Sep 30, 2020, 13:51
by
Aaron Bennett
Min Jung Kim, assistant professor of business administration, researches technological innovation, knowledge spillovers, industry clusters, and employee mobility. Before joining Gies, Kim earned her PhD in business administration from the University of Minnesota’s Carlson School of Management.
For much of 2020, boardrooms and factory floors were eerily silent as the world struggled to cope with the spread of a global pandemic. Unemployment skyrocketed, and smiles and handshakes were replaced by face masks and social distancing. For companies around the globe, COVID-19 was an unexpected shock. For Min Jung Kim, however, it was a powerful reminder that our economic landscape is constantly being shaped by powerful environmental forces. And the companies that understand that will be the best equipped to survive.
“My core research interest is looking at the relationship between environmental changes and firms’ technological innovation,” said Kim, who will be joining the business administration faculty at Gies this fall. During her dissertation at the University Minnesota’s Carlson School of Management, she observed that relationship by looking at clusters, like Silicon Valley in California and the pharmaceutical industry in Boston, where specific industries settle in a fixed geographic location.
“I find that the companies in growing clusters generate more novel innovation,” said Kim, whose work broadened research in this area by studying this affect over time. “Upward growth implies that employees or companies are coming from different regions or different industries, and they bring their own previous knowledge that they’ve accumulated.” This creates a hotbed for innovation as ideas are shared, refined and accelerated, spurred on by growing investment.

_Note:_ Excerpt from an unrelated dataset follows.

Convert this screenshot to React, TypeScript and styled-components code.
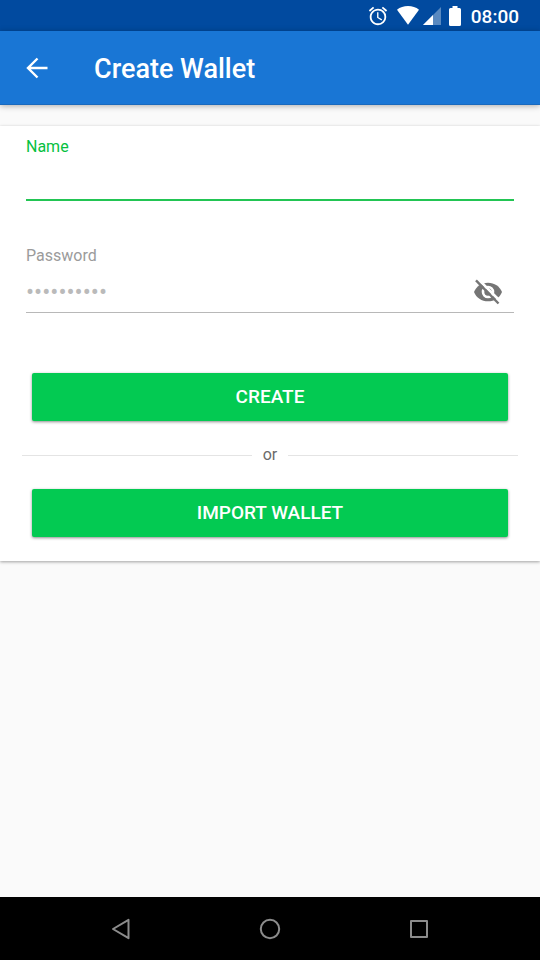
import React, { useState } from "react";
import styled, { createGlobalStyle } from "styled-components";

const GlobalStyle = createGlobalStyle`
  *, *::before, *::after { box-sizing: border-box; }
  body {
    margin: 0;
    background: #fafafa;
    font-family: Roboto, "Noto Sans", sans-serif;
  }
  button, input { font-family: inherit; }
`;

const Screen = styled.div`
  display: flex;
  flex-direction: column;
  min-height: 100vh;
  background: #fafafa;
`;

const StatusBar = styled.div`
  display: flex;
  align-items: center;
  justify-content: flex-end;
  height: 31px;
  padding: 0 21px 0 20px;
  background: #014a9f;
  color: #fff;

  svg { display: block; }
`;

const StatusIcons = styled.div`
  display: flex;
  align-items: center;
  gap: 8px;
`;

const Network = styled.div`
  display: flex;
  align-items: center;
  gap: 4px;
`;

const Clock = styled.time`
  margin-left: 10px;
  padding-top: 2px;
  font-size: 19px;
  line-height: 24px;
  font-weight: 500;
`;

const AppBar = styled.header`
  display: flex;
  align-items: center;
  gap: 44px;
  height: 74px;
  padding: 0 24px;
  background: #1976d5;
  border-bottom: 1px solid #1969bd;
  box-shadow: 0 1px 6px rgba(0, 0, 0, 0.32);
  color: #fff;
`;

const IconButton = styled.button`
  display: grid;
  place-items: center;
  flex: none;
  padding: 0;
  border: 0;
  background: none;
  color: inherit;
  cursor: pointer;

  svg { display: block; }
`;

const Title = styled.h1`
  margin: 0;
  padding-top: 2px;
  font-size: 27px;
  line-height: 32px;
  font-weight: 500;
`;

const Main = styled.main`
  flex: 1;
  padding: 21px 0;
`;

const Card = styled.form`
  display: flex;
  flex-direction: column;
  padding: 11px 26px 24px;
  background: #fff;
  box-shadow: 0 1px 3px rgba(0, 0, 0, 0.36);
`;

const Field = styled.div<{ $active?: boolean }>`
  display: flex;
  flex-direction: column;
  color: ${(p) => (p.$active ? "#06c13f" : "#9b9b9b")};
`;

const Fields = styled.div`
  display: flex;
  flex-direction: column;
  gap: 45px;
`;

const Label = styled.label`
  font-size: 16px;
  line-height: 20px;
`;

const InputRow = styled.div<{ $active?: boolean }>`
  display: flex;
  align-items: center;
  height: ${(p) => (p.$active ? "44px" : "47px")};
  padding: 5px 11px 0 0;
  border-bottom: ${(p) => (p.$active ? "2px solid #22c553" : "1px solid #b8b8b8")};
`;

const TextInput = styled.input`
  flex: 1;
  min-width: 0;
  height: 32px;
  padding: 0;
  border: 0;
  outline: 0;
  background: transparent;
  color: #333;
  font-size: 24px;
  line-height: 32px;

  &::placeholder { color: #bababa; opacity: 1; }
`;

const Actions = styled.div`
  display: flex;
  flex-direction: column;
  gap: 24px;
  margin-top: 60px;
`;

const ActionButton = styled.button`
  height: 48px;
  margin: 0 6px;
  padding: 0;
  border: 0;
  border-radius: 2px;
  background: #03ca52;
  box-shadow: 0 1px 3px rgba(0, 0, 0, 0.45);
  color: #fff;
  font-size: 19px;
  line-height: 24px;
  font-weight: 500;
  text-transform: uppercase;
  cursor: pointer;
`;

const Divider = styled.div`
  display: flex;
  align-items: center;
  gap: 11px;
  margin: 0 -4px;
  color: #6b6b6b;
  font-size: 16px;
  line-height: 20px;

  &::before, &::after {
    content: "";
    flex: 1;
    height: 1px;
    background: #e4e4e4;
  }
`;

const NavBar = styled.nav`
  display: flex;
  align-items: center;
  justify-content: center;
  gap: 125px;
  height: 63px;
  background: #000;
  color: #8c8c8c;
`;

const AlarmIcon = () => (
  <svg width="22" height="22" viewBox="0 0 24 24" fill="currentColor" aria-hidden="true">
    <path d="M22 5.720l-4.600-3.860-1.290 1.530 4.600 3.860L22 5.720zM7.880 3.390L6.600 1.860 2 5.710l1.290 1.530 4.590-3.850zM12.500 8H11v6l4.750 2.850.75-1.230-4-2.370V8zM12 4c-4.970 0-9 4.030-9 9s4.020 9 9 9a9 9 0 000-18zm0 16c-3.870 0-7-3.130-7-7s3.130-7 7-7 7 3.130 7 7-3.130 7-7 7z" />
  </svg>
);

const WifiIcon = () => (
  <svg width="22" height="19" viewBox="0 0 22 19" fill="currentColor" aria-hidden="true">
    <path d="M0 3.700C3 1.200 6.800 0 11 0s8 1.200 11 3.700L11 18.800z" />
  </svg>
);

const SignalIcon = () => (
  <svg width="18" height="18" viewBox="0 0 18 18" fill="currentColor" aria-hidden="true">
    <path d="M18 0v18H0z" opacity=".35" />
    <path d="M10 8v10H0z" />
  </svg>
);

const BatteryIcon = () => (
  <svg width="12" height="20" viewBox="0 0 12 20" fill="currentColor" aria-hidden="true">
    <path d="M3.500 0h5v2h2Q12 2 12 3.500v15q0 1.500-1.500 1.500h-9Q0 20 0 18.500v-15Q0 2 1.500 2h2z" />
  </svg>
);

const BackArrowIcon = () => (
  <svg width="26" height="26" viewBox="0 0 26 26" fill="none" stroke="currentColor" strokeWidth="2.400" aria-hidden="true">
    <path d="M23.500 13H4M13.500 3.500L4 13l9.500 9.500" />
  </svg>
);

const HiddenEyeIcon = () => (
  <svg width="30" height="28" viewBox="0 0 30 28" fill="none" aria-hidden="true">
    <path d="M1 14C3.300 8.200 8.600 4.700 15 4.700S26.700 8.200 29 14C26.700 19.800 21.400 23.300 15 23.300S3.300 19.800 1 14z" fill="#757575" />
    <circle cx="15" cy="14" r="5" stroke="#fff" strokeWidth="2.600" />
    <path d="M4.700.8L27.500 23.600" stroke="#fff" strokeWidth="2.800" />
    <path d="M3 2.300L25.500 25.500" stroke="#757575" strokeWidth="2.400" />
  </svg>
);

const BackIcon = () => (
  <svg width="24" height="24" viewBox="0 0 24 24" fill="none" stroke="currentColor" strokeWidth="2" strokeLinejoin="round" aria-hidden="true">
    <path d="M19.500 2.800v18.400L4 12z" />
  </svg>
);

const HomeIcon = () => (
  <svg width="24" height="24" viewBox="0 0 24 24" fill="none" stroke="currentColor" strokeWidth="2" aria-hidden="true">
    <circle cx="12" cy="12" r="9.200" />
  </svg>
);

const RecentsIcon = () => (
  <svg width="24" height="24" viewBox="0 0 24 24" fill="none" stroke="currentColor" strokeWidth="2" strokeLinejoin="round" aria-hidden="true">
    <path d="M4 4h16v16H4z" />
  </svg>
);

export default function App() {
  const [name, setName] = useState("");
  const [password, setPassword] = useState("");
  const [visible, setVisible] = useState(false);

  return (
    <>
      <GlobalStyle />
      <Screen>
        <StatusBar>
          <StatusIcons>
            <AlarmIcon />
            <Network>
              <WifiIcon />
              <SignalIcon />
            </Network>
            <BatteryIcon />
          </StatusIcons>
          <Clock>08:00</Clock>
        </StatusBar>
        <AppBar>
          <IconButton type="button" aria-label="Back">
            <BackArrowIcon />
          </IconButton>
          <Title>Create Wallet</Title>
        </AppBar>
        <Main>
          <Card onSubmit={(e) => e.preventDefault()}>
            <Fields>
              <Field $active>
                <Label htmlFor="name">Name</Label>
                <InputRow $active>
                  <TextInput id="name" value={name} onChange={(e) => setName(e.target.value)} />
                </InputRow>
              </Field>
              <Field>
                <Label htmlFor="password">Password</Label>
                <InputRow>
                  <TextInput
                    id="password"
                    type={visible ? "text" : "password"}
                    placeholder="••••••••••"
                    value={password}
                    onChange={(e) => setPassword(e.target.value)}
                  />
                  <IconButton
                    type="button"
                    aria-label="Toggle password visibility"
                    aria-pressed={visible}
                    onClick={() => setVisible(!visible)}
                  >
                    <HiddenEyeIcon />
                  </IconButton>
                </InputRow>
              </Field>
            </Fields>
            <Actions>
              <ActionButton type="submit">Create</ActionButton>
              <Divider>or</Divider>
              <ActionButton type="button">Import Wallet</ActionButton>
            </Actions>
          </Card>
        </Main>
        <NavBar aria-label="System navigation">
          <IconButton type="button" aria-label="System back">
            <BackIcon />
          </IconButton>
          <IconButton type="button" aria-label="Home">
            <HomeIcon />
          </IconButton>
          <IconButton type="button" aria-label="Recent apps">
            <RecentsIcon />
          </IconButton>
        </NavBar>
      </Screen>
    </>
  );
}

More recently, she’s also begun to look at the other side of that equation, exploring how decreasing clusters affect resource acquisition by smaller ventures. “Compared to large, established companies, these companies often face problems because of a lack of resources, talented employees, or money,” said Kim. As large clusters decline, Kim believes these smaller companies could actually benefit, much like small plants thrive when large trees are removed. In this case, they might hire skilled workers departing larger companies or garner investment from the local venture capitalist who once overlooked them.
Kim says the recent economic downturn created by the pandemic could accelerate this process in both directions. “COVID-19 may dissolve major existing clusters, while areas that appear safer could grow and become a cluster.” Either way, she says companies need to understand what these changes mean and how they’re affected, so they can react effectively and efficiently.
Kim, who will be teaching the Business Policy and Strategy course at Gies, hopes to prepare students who will soon be navigating these changes. She’s well suited for the task, having completed an education degree in addition to her business studies back in her native Korea. During her PhD studies at the University of Minnesota, she also took a number of engineering courses, gaining valuable geo-visualization experience and computational skills that could one day benefit doctoral students at Gies.
For Kim, the decision to join Gies was driven primarily by the research fit. “My interest is in strategy, but I’m also interested in entrepreneurship and international business,” said Kim. “This is the perfect place for me, because there are a lot really renowned faculty in these areas. I can work with them, and — at the same — I can learn from them, becoming a more productive researcher. For me, it’s a really great place.”